## start
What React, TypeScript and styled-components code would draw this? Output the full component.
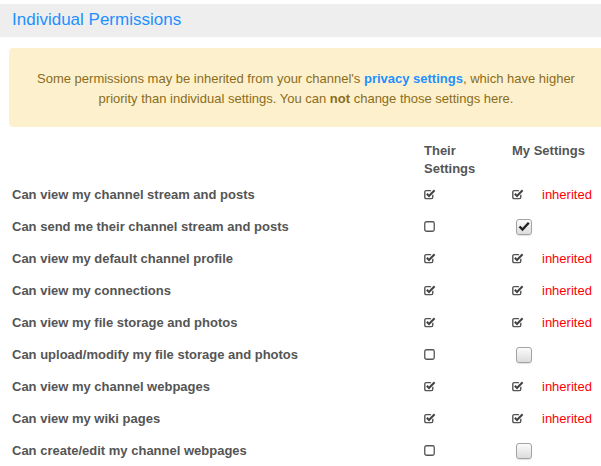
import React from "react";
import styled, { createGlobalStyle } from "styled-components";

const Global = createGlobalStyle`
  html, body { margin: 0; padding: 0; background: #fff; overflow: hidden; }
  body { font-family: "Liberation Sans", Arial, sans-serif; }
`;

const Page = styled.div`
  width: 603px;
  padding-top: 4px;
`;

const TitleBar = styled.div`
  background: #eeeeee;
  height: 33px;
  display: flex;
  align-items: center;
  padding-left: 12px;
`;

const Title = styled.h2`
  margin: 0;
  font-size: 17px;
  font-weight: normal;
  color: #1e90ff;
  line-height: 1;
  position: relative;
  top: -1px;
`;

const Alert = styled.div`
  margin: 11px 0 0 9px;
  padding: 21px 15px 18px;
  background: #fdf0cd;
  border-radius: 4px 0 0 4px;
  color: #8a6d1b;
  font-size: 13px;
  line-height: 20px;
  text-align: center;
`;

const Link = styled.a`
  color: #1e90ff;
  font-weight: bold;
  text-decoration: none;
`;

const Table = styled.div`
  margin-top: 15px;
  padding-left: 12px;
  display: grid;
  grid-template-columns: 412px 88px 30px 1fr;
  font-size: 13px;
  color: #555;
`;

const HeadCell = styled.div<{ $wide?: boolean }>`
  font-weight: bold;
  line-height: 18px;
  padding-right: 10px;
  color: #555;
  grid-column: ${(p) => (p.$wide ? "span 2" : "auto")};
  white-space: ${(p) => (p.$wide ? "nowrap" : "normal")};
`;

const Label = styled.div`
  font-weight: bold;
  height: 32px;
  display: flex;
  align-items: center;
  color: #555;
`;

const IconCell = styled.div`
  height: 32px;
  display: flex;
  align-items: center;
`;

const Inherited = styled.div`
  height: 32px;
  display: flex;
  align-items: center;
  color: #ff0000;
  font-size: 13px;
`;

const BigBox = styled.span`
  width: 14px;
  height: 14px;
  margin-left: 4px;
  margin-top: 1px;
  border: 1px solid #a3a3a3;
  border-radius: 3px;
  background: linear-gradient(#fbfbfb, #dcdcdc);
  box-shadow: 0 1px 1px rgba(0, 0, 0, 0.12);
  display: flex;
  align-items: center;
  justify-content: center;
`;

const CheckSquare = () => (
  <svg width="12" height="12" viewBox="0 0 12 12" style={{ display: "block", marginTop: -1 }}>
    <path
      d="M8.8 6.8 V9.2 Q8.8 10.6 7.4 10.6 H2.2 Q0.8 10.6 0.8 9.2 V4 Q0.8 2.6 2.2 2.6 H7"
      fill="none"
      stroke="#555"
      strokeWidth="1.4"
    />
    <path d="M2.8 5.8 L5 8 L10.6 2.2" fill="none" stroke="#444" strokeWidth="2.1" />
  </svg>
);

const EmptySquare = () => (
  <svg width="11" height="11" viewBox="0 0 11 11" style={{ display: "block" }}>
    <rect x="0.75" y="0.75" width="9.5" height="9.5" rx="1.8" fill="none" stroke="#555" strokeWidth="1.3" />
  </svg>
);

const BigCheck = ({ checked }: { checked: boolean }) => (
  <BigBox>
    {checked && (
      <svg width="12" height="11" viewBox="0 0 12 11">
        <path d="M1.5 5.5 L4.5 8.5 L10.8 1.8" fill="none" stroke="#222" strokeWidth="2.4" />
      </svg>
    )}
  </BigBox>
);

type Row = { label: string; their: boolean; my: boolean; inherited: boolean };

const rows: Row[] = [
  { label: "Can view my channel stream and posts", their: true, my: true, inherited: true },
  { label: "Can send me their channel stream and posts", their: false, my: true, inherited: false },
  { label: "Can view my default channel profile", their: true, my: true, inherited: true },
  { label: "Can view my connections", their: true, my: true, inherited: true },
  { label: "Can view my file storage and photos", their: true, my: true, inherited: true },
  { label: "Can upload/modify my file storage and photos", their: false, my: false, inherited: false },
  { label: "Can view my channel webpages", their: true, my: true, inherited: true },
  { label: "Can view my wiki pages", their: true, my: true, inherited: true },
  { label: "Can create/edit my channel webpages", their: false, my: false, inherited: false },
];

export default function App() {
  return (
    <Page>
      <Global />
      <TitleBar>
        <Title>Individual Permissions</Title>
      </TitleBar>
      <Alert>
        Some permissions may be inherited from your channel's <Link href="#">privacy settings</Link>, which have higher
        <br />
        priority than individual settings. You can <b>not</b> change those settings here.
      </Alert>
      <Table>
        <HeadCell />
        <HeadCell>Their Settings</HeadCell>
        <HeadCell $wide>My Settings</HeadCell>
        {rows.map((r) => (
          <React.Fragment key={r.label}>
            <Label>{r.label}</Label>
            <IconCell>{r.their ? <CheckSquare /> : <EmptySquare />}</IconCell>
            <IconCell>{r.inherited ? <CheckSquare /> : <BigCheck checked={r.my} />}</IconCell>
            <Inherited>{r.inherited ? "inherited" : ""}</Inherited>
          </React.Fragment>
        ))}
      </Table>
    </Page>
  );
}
## end
Quote each line of the listing exactly, but leave the pictures out.

What React, TypeScript and styled-components code would draw this? Output the full component.
import React from "react";
import styled, { createGlobalStyle } from "styled-components";

const Global = createGlobalStyle`
  html, body { margin: 0; padding: 0; background: #fff; overflow: hidden; }
  body { font-family: "Liberation Sans", Arial, sans-serif; }
`;

const Page = styled.div`
  width: 603px;
  padding-top: 4px;
`;

const TitleBar = styled.div`
  background: #eeeeee;
  height: 33px;
  display: flex;
  align-items: center;
  padding-left: 12px;
`;

const Title = styled.h2`
  margin: 0;
  font-size: 17px;
  font-weight: normal;
  color: #1e90ff;
  line-height: 1;
  position: relative;
  top: -1px;
`;

const Alert = styled.div`
  margin: 11px 0 0 9px;
  padding: 21px 15px 18px;
  background: #fdf0cd;
  border-radius: 4px 0 0 4px;
  color: #8a6d1b;
  font-size: 13px;
  line-height: 20px;
  text-align: center;
`;

const Link = styled.a`
  color: #1e90ff;
  font-weight: bold;
  text-decoration: none;
`;

const Table = styled.div`
  margin-top: 15px;
  padding-left: 12px;
  display: grid;
  grid-template-columns: 412px 88px 30px 1fr;
  font-size: 13px;
  color: #555;
`;

const HeadCell = styled.div<{ $wide?: boolean }>`
  font-weight: bold;
  line-height: 18px;
  padding-right: 10px;
  color: #555;
  grid-column: ${(p) => (p.$wide ? "span 2" : "auto")};
  white-space: ${(p) => (p.$wide ? "nowrap" : "normal")};
`;

const Label = styled.div`
  font-weight: bold;
  height: 32px;
  display: flex;
  align-items: center;
  color: #555;
`;

const IconCell = styled.div`
  height: 32px;
  display: flex;
  align-items: center;
`;

const Inherited = styled.div`
  height: 32px;
  display: flex;
  align-items: center;
  color: #ff0000;
  font-size: 13px;
`;

const BigBox = styled.span`
  width: 14px;
  height: 14px;
  margin-left: 4px;
  margin-top: 1px;
  border: 1px solid #a3a3a3;
  border-radius: 3px;
  background: linear-gradient(#fbfbfb, #dcdcdc);
  box-shadow: 0 1px 1px rgba(0, 0, 0, 0.12);
  display: flex;
  align-items: center;
  justify-content: center;
`;

const CheckSquare = () => (
  <svg width="12" height="12" viewBox="0 0 12 12" style={{ display: "block", marginTop: -1 }}>
    <path
      d="M8.8 6.8 V9.2 Q8.8 10.6 7.4 10.6 H2.2 Q0.8 10.6 0.8 9.2 V4 Q0.8 2.6 2.2 2.6 H7"
      fill="none"
      stroke="#555"
      strokeWidth="1.4"
    />
    <path d="M2.8 5.8 L5 8 L10.6 2.2" fill="none" stroke="#444" strokeWidth="2.1" />
  </svg>
);

const EmptySquare = () => (
  <svg width="11" height="11" viewBox="0 0 11 11" style={{ display: "block" }}>
    <rect x="0.75" y="0.75" width="9.5" height="9.5" rx="1.8" fill="none" stroke="#555" strokeWidth="1.3" />
  </svg>
);

const BigCheck = ({ checked }: { checked: boolean }) => (
  <BigBox>
    {checked && (
      <svg width="12" height="11" viewBox="0 0 12 11">
        <path d="M1.5 5.5 L4.5 8.5 L10.8 1.8" fill="none" stroke="#222" strokeWidth="2.4" />
      </svg>
    )}
  </BigBox>
);

type Row = { label: string; their: boolean; my: boolean; inherited: boolean };

const rows: Row[] = [
  { label: "Can view my channel stream and posts", their: true, my: true, inherited: true },
  { label: "Can send me their channel stream and posts", their: false, my: true, inherited: false },
  { label: "Can view my default channel profile", their: true, my: true, inherited: true },
  { label: "Can view my connections", their: true, my: true, inherited: true },
  { label: "Can view my file storage and photos", their: true, my: true, inherited: true },
  { label: "Can upload/modify my file storage and photos", their: false, my: false, inherited: false },
  { label: "Can view my channel webpages", their: true, my: true, inherited: true },
  { label: "Can view my wiki pages", their: true, my: true, inherited: true },
  { label: "Can create/edit my channel webpages", their: false, my: false, inherited: false },
];

export default function App() {
  return (
    <Page>
      <Global />
      <TitleBar>
        <Title>Individual Permissions</Title>
      </TitleBar>
      <Alert>
        Some permissions may be inherited from your channel's <Link href="#">privacy settings</Link>, which have higher
        <br />
        priority than individual settings. You can <b>not</b> change those settings here.
      </Alert>
      <Table>
        <HeadCell />
        <HeadCell>Their Settings</HeadCell>
        <HeadCell $wide>My Settings</HeadCell>
        {rows.map((r) => (
          <React.Fragment key={r.label}>
            <Label>{r.label}</Label>
            <IconCell>{r.their ? <CheckSquare /> : <EmptySquare />}</IconCell>
            <IconCell>{r.inherited ? <CheckSquare /> : <BigCheck checked={r.my} />}</IconCell>
            <Inherited>{r.inherited ? "inherited" : ""}</Inherited>
          </React.Fragment>
        ))}
      </Table>
    </Page>
  );
}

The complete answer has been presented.